The consensus has been that these markets are simply too risky. But what if that consensus is based on incomplete information? What if the risks aren’t unmanageable, but simply mismeasured? This is where the new gold rush begins. For carriers with the right tools, this seemingly uninsurable market isn’t a liability; it's the next great opportunity.
The old model is broken
The current crisis facing the insurance market is a direct result of relying on outdated methods and flawed assumptions. Traditional underwriting has always been a backward-looking discipline, relying on historical data and broad, generalized risk assessments that fail to capture the true, evolving nature of environmental change; for example:
- Interdependent risks: The old model treats natural hazards as isolated events. In reality, they are interconnected in a dangerous and compounding cycle. In California, for example, two consecutive wet winters created the vegetation growth that fueled the devastating 2025 Los Angeles wildfires, which caused $40 billion in insured losses. Now, the burned areas lack vegetation to absorb water, leaving them acutely vulnerable to catastrophic floods. This cycle of fire to flood is a hidden variable that traditional models simply cannot see.

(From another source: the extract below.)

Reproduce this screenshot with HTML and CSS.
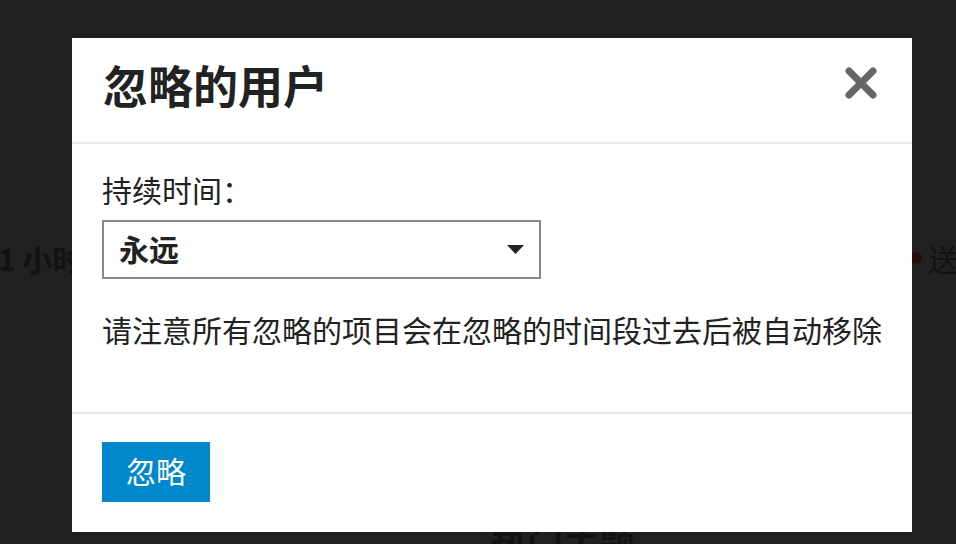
FILE: index.html
```html
<!DOCTYPE html>
<html lang="zh-CN">
<head>
    <meta charset="UTF-8">
    <title>忽略的用户</title>
    <link rel="stylesheet" href="styles.css">
</head>
<body>

    <!-- page behind the modal -->
    <div class="page">
        <div class="page-row">
            <span class="page-time">1 小时</span>
            <span class="page-send"><span class="dot"></span>送</span>
        </div>
        <div class="page-foot">热门主题</div>
    </div>

    <div class="modal-backdrop"></div>

    <div class="modal">
        <div class="modal-header">
            <h1>忽略的用户</h1>
            <button class="modal-close" aria-label="关闭">
                <svg width="34" height="32" viewBox="0 0 34 32">
                    <path d="M5 4 L29 28 M29 4 L5 28" stroke="#666" stroke-width="7" stroke-linecap="round" fill="none"/>
                </svg>
            </button>
        </div>
        <div class="modal-body">
            <label for="duration">持续时间：</label>
            <div class="select">
                <span>永远</span>
                <svg width="17" height="9" viewBox="0 0 17 9"><path d="M0 0 H17 L8.5 9 Z" fill="#222"/></svg>
            </div>
            <p>请注意所有忽略的项目会在忽略的时间段过去后被自动移除</p>
        </div>
        <div class="modal-footer">
            <button class="btn-primary">忽略</button>
        </div>
    </div>

</body>
</html>
```

FILE: styles.css
```css
body {
    margin: 0;
    padding: 0;
    font-family: "Noto Sans CJK SC", "Noto Sans", sans-serif;
    background: #232323;
    color: #222;
    overflow: hidden;
    height: 544px;
}
/* Page content dimmed by the backdrop */
.page {
    height: 544px;
    display: flex;
    flex-direction: column;
    color: #131313;
}
.page-row {
    display: flex;
    justify-content: space-between;
    align-items: center;
    margin-top: 236px;
    margin-left: -2px;
    margin-right: -2px;
    font-size: 30px;
    font-weight: bold;
}
.page-send {
    display: flex;
    align-items: center;
    gap: 6px;
    font-weight: normal;
}
.dot {
    width: 12px;
    height: 12px;
    border-radius: 50%;
    background: #2a0c0c;
}
.page-foot {
    margin-top: auto;
    margin-bottom: -24px;
    align-self: center;
    padding-left: 170px;
    font-size: 36px;
    font-weight: bold;
}
.modal-backdrop {
    position: fixed;
    inset: 0;
    background: rgba(0, 0, 0, 0.05);
}
/* Modal */
.modal {
    position: fixed;
    left: 72px;
    top: 38px;
    width: 840px;
    height: 494px;
    background: #fff;
    display: flex;
    flex-direction: column;
}
.modal-header {
    display: flex;
    align-items: center;
    justify-content: space-between;
    height: 104px;
    padding: 0 34px 0 31px;
    border-bottom: 2px solid #e9e9e9;
}
.modal-header h1 {
    margin: -10px 0 0 0;
    font-size: 45px;
    font-weight: bold;
    line-height: 1.2;
    color: #222;
}
.modal-close {
    background: none;
    border: none;
    padding: 0;
    margin-top: -14px;
    cursor: pointer;
    display: flex;
}
.modal-body {
    padding: 24px 30px 0 30px;
    height: 244px;
    border-bottom: 2px solid #e9e9e9;
    font-size: 30px;
}
.modal-body label {
    display: block;
    line-height: 42px;
    margin-bottom: 10px;
}
.select {
    width: 439px;
    height: 59px;
    box-sizing: border-box;
    border: 2px solid #888;
    display: flex;
    align-items: center;
    justify-content: space-between;
    padding: 0 15px 4px 15px;
    font-weight: bold;
}
.select svg {
    margin-top: 4px;
}
.modal-body p {
    margin: 29px 0 0 0;
    line-height: 42px;
}
.modal-footer {
    padding: 28px 30px 0 30px;
}
.btn-primary {
    width: 108px;
    height: 60px;
    background: #0088cc;
    color: #fff;
    border: none;
    font-family: inherit;
    font-size: 30px;
    line-height: 1;
    cursor: pointer;
    padding: 0 0 5px 0;
}
```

- Increasing risk in the Wildland-Urban Interface (WUI): The vast majority of wildfires occur in the Wildland-Urban Interface (WUI), the transitional area between wildlands and developed communities. With approximately 45 million U.S. residences in this zone, a problem that was once considered regional is now a mainstream risk. The average fire size has tripled over the past 30 years, and this growing intensity and size is creating a crisis of insurability.

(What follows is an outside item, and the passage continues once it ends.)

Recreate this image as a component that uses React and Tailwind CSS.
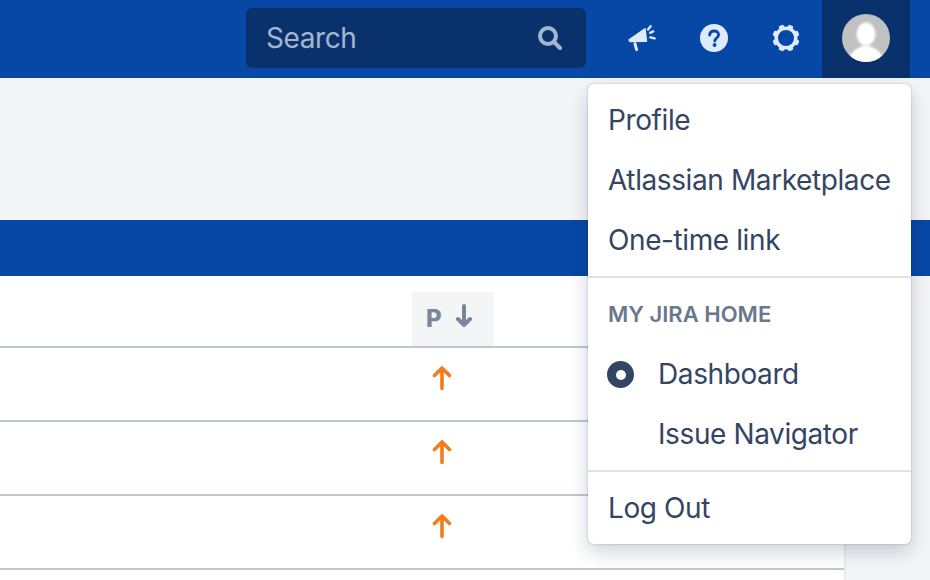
import React from "react";

const font = { fontFamily: "Inter, 'Noto Sans', sans-serif" };

function Megaphone() {
  return (
    <svg width="28" height="28" viewBox="0 0 28 28" fill="#deebff" stroke="#deebff" strokeLinejoin="round" strokeLinecap="round">
      <path d="M1.2 16 L17 4.8 L18.4 17.2 L2 17.4Z" strokeWidth="1.6" />
      <path d="M7 19.8 L8.6 25.6" fill="none" strokeWidth="3" />
      <path d="M20 5.4 L22.6 2.2" fill="none" strokeWidth="2.4" />
      <path d="M22.2 8.8 L25.2 7.4" fill="none" strokeWidth="2.4" />
      <path d="M22.4 13.4 L26.6 14.4" fill="none" strokeWidth="2.4" />
    </svg>
  );
}

function Help() {
  return (
    <svg width="28" height="28" viewBox="0 0 28 28">
      <circle cx="14" cy="14" r="14" fill="#deebff" />
      <path d="M9.6 11.2 C9.8 8.4 11.8 7 14.2 7 C16.8 7 18.6 8.6 18.6 10.8 C18.6 12.6 17.6 13.5 16.3 14.4 C15.2 15.2 14.8 15.6 14.8 17" fill="none" stroke="#0747a6" strokeWidth="2.8" strokeLinecap="round" />
      <circle cx="14.6" cy="21" r="1.9" fill="#0747a6" />
    </svg>
  );
}

function Gear() {
  return (
    <svg width="28" height="28" viewBox="0 0 30 30">
      <circle cx="15" cy="15" r="10.5" fill="none" stroke="#deebff" strokeWidth="3.8" />
      {[0, 45, 90, 135, 180, 225, 270, 315].map((a) => (
        <rect key={a} x="12.2" y="0.5" width="5.6" height="4.4" rx="1.2" fill="#deebff" transform={`rotate(${a + 22.5} 15 15)`} />
      ))}
    </svg>
  );
}

function Avatar() {
  return (
    <svg width="48" height="48" viewBox="0 0 48 48">
      <defs>
        <clipPath id="av"><circle cx="24" cy="24" r="24" /></clipPath>
        <filter id="blur"><feGaussianBlur stdDeviation="1.2" /></filter>
      </defs>
      <g clipPath="url(#av)">
        <rect width="48" height="48" fill="#c1c1c1" />
        <g filter="url(#blur)" fill="#fff">
          <ellipse cx="24" cy="20" rx="9.5" ry="11.5" />
          <path d="M6 50 C7 38 14 35 20 32 L28 32 C34 35 41 38 42 50Z" />
        </g>
      </g>
    </svg>
  );
}

function SearchIcon() {
  return (
    <svg width="24" height="24" viewBox="0 0 24 24" fill="none" stroke="#a5b5d0" strokeWidth="4" strokeLinecap="round">
      <circle cx="10" cy="10" r="8" />
      <path d="M16 16 L22 22" />
    </svg>
  );
}

function Up() {
  return (
    <svg width="20" height="26" viewBox="0 0 20 26" fill="none" stroke="#f57c1b" strokeWidth="3.6" strokeLinecap="round" strokeLinejoin="round">
      <path d="M10 23.5 V3 M2.5 10.5 L10 3 L17.5 10.5" />
    </svg>
  );
}

function Row() {
  return (
    <div className="h-[74px] border-b-2 border-[#c1c7d0] flex">
      <div className="ml-[432px] mt-[17px]"><Up /></div>
    </div>
  );
}

function Item({ children, indent }) {
  return (
    <div className={`h-[60px] flex items-center text-[28px] tracking-[-0.4px] text-[#344563] ${indent ? "pl-[70px]" : "pl-[20px]"}`}>
      {children}
    </div>
  );
}

export default function App() {
  return (
    <div className="relative w-[930px] h-[580px] overflow-hidden bg-[#f4f5f7]" style={font}>
      <header className="h-[78px] bg-[#0747a6] flex items-center justify-end pr-[20px] pb-[2px]">
        <div className="w-[340px] h-[60px] rounded-[6px] bg-[#09326c] flex items-center justify-between pl-[20px] pr-[24px] text-[28px] tracking-[-0.4px] text-[#a5b5d0]">
          <span>Search</span>
          <SearchIcon />
        </div>
        <div className="ml-[40px] w-[32px] flex justify-center"><Megaphone /></div>
        <div className="ml-[40px] w-[32px] flex justify-center"><Help /></div>
        <div className="ml-[40px] w-[32px] flex justify-center"><Gear /></div>
        <div className="ml-[20px] w-[88px] self-stretch -mb-[2px] pb-[2px] bg-[#09326c] flex items-center justify-center"><Avatar /></div>
      </header>
      <div className="h-[142px]" />
      <div className="h-[56px] bg-[#0747a6]" />
      <div className="w-[846px] h-[304px] bg-white border-r-2 border-[#ebecf0]">
        <div className="h-[72px] border-b-2 border-[#c1c7d0] pt-[16px]">
          <div className="ml-[412px] w-[82px] h-[54px] bg-[#f4f5f7] flex items-center pl-[14px] gap-[14px] text-[24px] font-extrabold text-[#7a869a]">
            <span>P</span>
            <svg width="16" height="24" viewBox="0 0 16 24" fill="none" stroke="#7a869a" strokeWidth="4" strokeLinecap="round" strokeLinejoin="round" className="-mt-[6px]">
              <path d="M8 2 V21 M2 15 L8 21 L14 15" />
            </svg>
          </div>
        </div>
        <Row />
        <Row />
        <Row />
      </div>
      <div className="absolute left-[588px] top-[84px] w-[323px] h-[460px] bg-white rounded-[6px] shadow-[0_8px_20px_rgba(9,30,66,0.2),0_0_2px_rgba(9,30,66,0.3)] pt-[6px]">
        <Item>Profile</Item>
        <Item>Atlassian Marketplace</Item>
        <Item>One-time link</Item>
        <div className="h-[2px] mt-[6px] bg-[#dfe1e6]" />
        <div className="h-[66px] pl-[20px] pt-[23px] text-[22px] leading-[26px] font-semibold text-[#6b778c]">MY JIRA HOME</div>
        <div className="relative">
          <div className="absolute left-[19px] top-[17px] w-[27px] h-[27px] rounded-full bg-[#344563] flex items-center justify-center">
            <div className="w-[10px] h-[10px] rounded-full bg-white" />
          </div>
          <Item indent>Dashboard</Item>
        </div>
        <Item indent>Issue Navigator</Item>
        <div className="h-[2px] mt-[6px] bg-[#dfe1e6]" />
        <div className="mt-[6px]"><Item>Log Out</Item></div>
      </div>
    </div>
  );
}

- The flaws of historical data: The past is no longer a reliable predictor of the future. The Central Texas flash floods in July 2025 were a 1,000-year rainfall event that caused $1.1 billion in property damage, devastating communities that were considered "safe" by traditional flood maps. Similarly, the million-acre Smokehouse Creek Fire in Texas in February 2024 demonstrates that while the number of fires may decline, their increasing intensity and size create more property damage than ever before.
Traditional underwriting, blind to these compounding and escalating risks, has left carriers with a simple but costly conclusion: retreat. But as they pull out, they are leaving millions of homeowners and businesses with little to no coverage. This is the crisis, but this is also the opportunity.

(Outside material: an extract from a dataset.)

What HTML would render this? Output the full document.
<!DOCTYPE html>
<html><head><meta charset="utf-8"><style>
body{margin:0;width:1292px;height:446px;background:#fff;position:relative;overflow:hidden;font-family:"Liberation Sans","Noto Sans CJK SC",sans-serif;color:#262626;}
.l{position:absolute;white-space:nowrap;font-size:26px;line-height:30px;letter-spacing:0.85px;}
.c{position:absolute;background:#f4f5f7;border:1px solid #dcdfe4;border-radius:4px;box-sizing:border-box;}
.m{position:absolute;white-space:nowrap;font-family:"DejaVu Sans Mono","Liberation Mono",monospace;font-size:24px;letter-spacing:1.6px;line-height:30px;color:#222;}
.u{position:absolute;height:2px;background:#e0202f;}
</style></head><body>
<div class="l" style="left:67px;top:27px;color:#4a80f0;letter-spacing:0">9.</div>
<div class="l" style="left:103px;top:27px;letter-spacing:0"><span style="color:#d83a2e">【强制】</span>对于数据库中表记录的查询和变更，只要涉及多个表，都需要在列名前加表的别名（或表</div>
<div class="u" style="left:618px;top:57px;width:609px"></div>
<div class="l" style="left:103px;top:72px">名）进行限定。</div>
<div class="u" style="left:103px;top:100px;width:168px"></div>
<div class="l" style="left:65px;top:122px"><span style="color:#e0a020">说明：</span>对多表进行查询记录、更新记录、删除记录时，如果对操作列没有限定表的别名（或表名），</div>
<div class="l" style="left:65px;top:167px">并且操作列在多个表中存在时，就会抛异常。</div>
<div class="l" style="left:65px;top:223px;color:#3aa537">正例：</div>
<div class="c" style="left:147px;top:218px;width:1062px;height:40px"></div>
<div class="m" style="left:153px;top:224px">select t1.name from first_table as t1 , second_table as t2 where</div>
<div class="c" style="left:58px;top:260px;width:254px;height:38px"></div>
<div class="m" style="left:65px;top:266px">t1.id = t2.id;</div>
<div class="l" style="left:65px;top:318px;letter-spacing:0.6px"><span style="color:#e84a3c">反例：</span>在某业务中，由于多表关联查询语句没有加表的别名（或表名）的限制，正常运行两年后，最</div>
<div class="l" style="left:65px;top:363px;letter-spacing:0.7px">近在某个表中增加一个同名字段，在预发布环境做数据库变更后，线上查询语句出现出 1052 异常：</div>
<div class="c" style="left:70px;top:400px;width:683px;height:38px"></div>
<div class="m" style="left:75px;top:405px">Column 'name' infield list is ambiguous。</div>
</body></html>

A new framework for underwriting
The key to unlocking the 'uninsurable' market is not to assume all risk is equal. It’s to use precision data to reveal the true, hyper-local risk profile of every single property. This is where Cotality’s Climate Risk Analytics (CRA) comes in. We believe that true resilience begins with consistent, granular data that can quantify potential losses for multiple environment-driven perils across a variety of environmental scenarios.
We call this "Intelligence beyond bounds" because our platform moves beyond outdated, broad-stroke models to provide address-level insights. This allows us to see around every corner of a property’s risk profile. Our Climate-Coupled-Catastrophe Models™ (C3 Models™) and AI-powered platform provide the foresight needed to confidently re-enter high-risk markets by:
- Pinpointing hidden vulnerabilities: Our analysis of the 2025 Los Angeles fires revealed that 75% of properties within the Eaton fire perimeter, initially rated as low-to-moderate wildfire hazard, had a high conflagration risk. Traditional models missed this. Our data-driven approach uncovers these crucial details, giving underwriters the information they need to accurately assess a property.
- Looking forward, not backward: Our models don't just tell you about past risk; they project future risk based on best-in-class climate science. We integrate IPCC climate scenarios to assess the impacts of environmental change on a property in 30 years, not just today. For example, Cotality research has estimated a potential loss of $7.9 billion in property value for Miami homeowners due to flood risk under a severe environment scenario. This forward-looking approach allows carriers to price for long-term risk with confidence.
- Uncovering interdependent risks: Our data understands that risks are not siloed. We identify and quantify the interdependencies of different perils, such as the wildfire-to-flood risk cycle in California. This gives insurers a more holistic view of a property's total risk exposure, empowering them to make better-informed decisions.
The road to profitability
With Cotality's CRA, the future of underwriting looks radically different from the past. Insurers are no longer forced to make a binary decision: insurable or uninsurable. Instead, they have a new, data-driven framework that turns environmental risk from a liability into a new revenue stream, thanks to:
- Accurate, risk-based pricing: Our Composite Risk Score (CRS), which combines over 20 detailed risk measures into a single metric, allows carriers to move away from broad, fear-based pricing and towards precise, risk-based pricing. This unlocks the ability to offer policies in regions previously deemed too risky, such as the top 15 U.S. metro areas for wildfire exposure, which are all in the West and have seen their Reconstruction Cost Value (RCV) for high-risk homes dramatically increase since 2019. By using the CRS, insurers can differentiate between a highly vulnerable home and a resilient home in the same high-risk zip code, offering the latter a reasonable policy.
- Innovative product design: Accurate data allows for the creation of innovative, tiered products. Carriers can now offer policies with discounts for specific mitigation efforts, such as fire-resistant roofing, flood vents, or defensible space. This not only empowers homeowners to take control of their risk but also creates a new, profitable market segment for insurers. This model has been successfully piloted in community-level initiatives like the UK's "Parity Project," which aims to retrofit 37 million homes to be more resilient, a model that could be replicated by the private sector in the U.S.
- Proactive portfolio management: Carriers can use our data to actively manage their portfolios, identifying high-risk assets that need targeted mitigation or re-evaluation. Instead of a guessing game, it becomes a strategic exercise, allowing insurers to work with policyholders to proactively reduce risk and improve the long-term health of their entire book of business. This is the kind of intelligence the U.S. government is seeking to improve macroeconomic models, with Cotality’s own Dr. Howard Botts and Pete Carroll advising the White House on how to incorporate environmental risk into financial forecasting.
A new frontier for growth
The evidence is clear: ignoring the 'uninsurable' market is no longer a viable business strategy. Environmental risk is causing market devaluations and disrupting lives, and the traditional model is incapable of keeping up. This is a moment of reckoning, but it is also a moment of opportunity.
By leveraging Cotality's intelligence, P&C insurers can stop retreating and start innovating. They can tap into a massive, underserved market, grow their revenue, and become trusted partners in building a more resilient future. The gold rush isn't about finding a single, valuable nugget; it's about building a robust, data-driven framework that turns a seemingly uninsurable market into a new, profitable frontier.